Keep your nose to the grindstone and your shoulder to the wheel. Both these expressions, meaning to work hard, come from the flour-milling trade, an activity we’re no longer as familiar with.

In the past however, the miller was the third most important person in the village, after the lord of the manor and the priest. Without a mill, the villagers would have had to grind their own grain. This would take several hours of very hard work for just enough grain for one meal.

So all of you with Miller surnames out there are probably descended from these village bigwigs, for every village had at least one miller until the Industrial Revolution.

The miller may have been important, but he had a reputation for being dishonest, and was often said to have a golden thumb. This referred to the practice of pressing his thumb on the scales to increase the weight and therefore the price he charged.

In The Canterbury Tales, Geoffrey Chaucer depicts the miller as a drunken rascal and refers to the magic golden thumb of the miller: “He well knew how to steal corn and take payment three times; And yet he had a thumb of gold, indeed.” An old English proverb that backs up this claim: ‘You can never tell upon whose grain the miller’s pig was fattened.’

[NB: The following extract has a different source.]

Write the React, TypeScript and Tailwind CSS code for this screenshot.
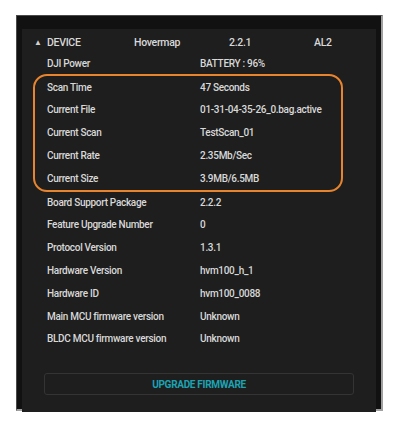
import React from 'react';

const rows: [string, string][] = [
  ['Board Support Package', '2.2.2'],
  ['Feature Upgrade Number', '0'],
  ['Protocol Version', '1.3.1'],
  ['Hardware Version', 'hvm100_h_1'],
  ['Hardware ID', 'hvm100_0088'],
  ['Main MCU firmware version', 'Unknown'],
  ['BLDC MCU firmware version', 'Unknown'],
];

const scanRows: [string, string][] = [
  ['Scan Time', '47 Seconds'],
  ['Current File', '01-31-04-35-26_0.bag.active'],
  ['Current Scan', 'TestScan_01'],
  ['Current Rate', '2.35Mb/Sec'],
  ['Current Size', '3.9MB/6.5MB'],
];

const Row = ({ label, value }: { label: string; value: string }) => (
  <div className="flex h-[22.8px] items-center">
    <span className="w-[153px] shrink-0">{label}</span>
    <span>{value}</span>
  </div>
);

const App: React.FC = () => {
  return (
    <div className="w-[400px] h-[428px] bg-white pt-[15px] pl-[16px]" style={{ fontFamily: 'Roboto, "Liberation Sans", sans-serif' }}>
      <div className="w-[367px] h-[396px] border-t border-l border-[#4a4a4a] border-r-2 border-b-2 border-r-[#a0a0a0] border-b-[#a0a0a0] bg-[#111111] p-[5px]">
        <div className="h-full bg-[#1e1e1e] text-[10px] font-medium text-[#d8d8d8] tracking-[-0.3px]">
          <div className="flex h-[23px] items-center pt-[4px] mt-[8px] pl-[12px]">
            <span className="w-[13px] text-[8px] text-[#cfcfcf]">▲</span>
            <span className="w-[87px] text-[10.5px]">DEVICE</span>
            <span className="w-[95px] text-[10.5px]">Hovermap</span>
            <span className="w-[85px] text-[10.5px]">2.2.1</span>
            <span className="text-[10.5px]">AL2</span>
          </div>
          <div className="pl-[25px]">
            <Row label="DJI Power" value="BATTERY : 96%" />
          </div>
          <div className="ml-[11px] w-[310px] border-2 border-[#e8842e] rounded-[14px] -my-[1px] pl-[12px]">
            {scanRows.map(([l, v]) => (
              <Row key={l} label={l} value={v} />
            ))}
          </div>
          <div className="pl-[25px]">
            {rows.map(([l, v]) => (
              <Row key={l} label={l} value={v} />
            ))}
          </div>
          <div className="mt-[23px] ml-[22px] w-[310px] h-[22px] border border-[#343434] rounded-[3px] flex items-center justify-center text-[10px] font-bold text-[#1ca3b3]">
            UPGRADE FIRMWARE
          </div>
        </div>
      </div>
    </div>
  );
};

export default App;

Millstones were gradually replaced with rollers, processing flour in factories in the city, and millers had to find other employment. However, flour-milling phrases from that time have not lost their potency. To be put through the mill is to undergo an unpleasant experience (being pounded by stones!).

The opposite is calm as a millpond. The millpond was formed by damming a stream to provide water to turn a millwheel. Run-of-the-mill means ordinary or average, perhaps referring to the ungraded grain as it came out, all looking much the same. A millstone around your neck is a heavy and inescapable responsibility. The millstone was about the heaviest object anyone in a village would ever see. Grist is defined as grain for grinding. So, grist to the mill means useful material or knowledge.

Happy Puzzling!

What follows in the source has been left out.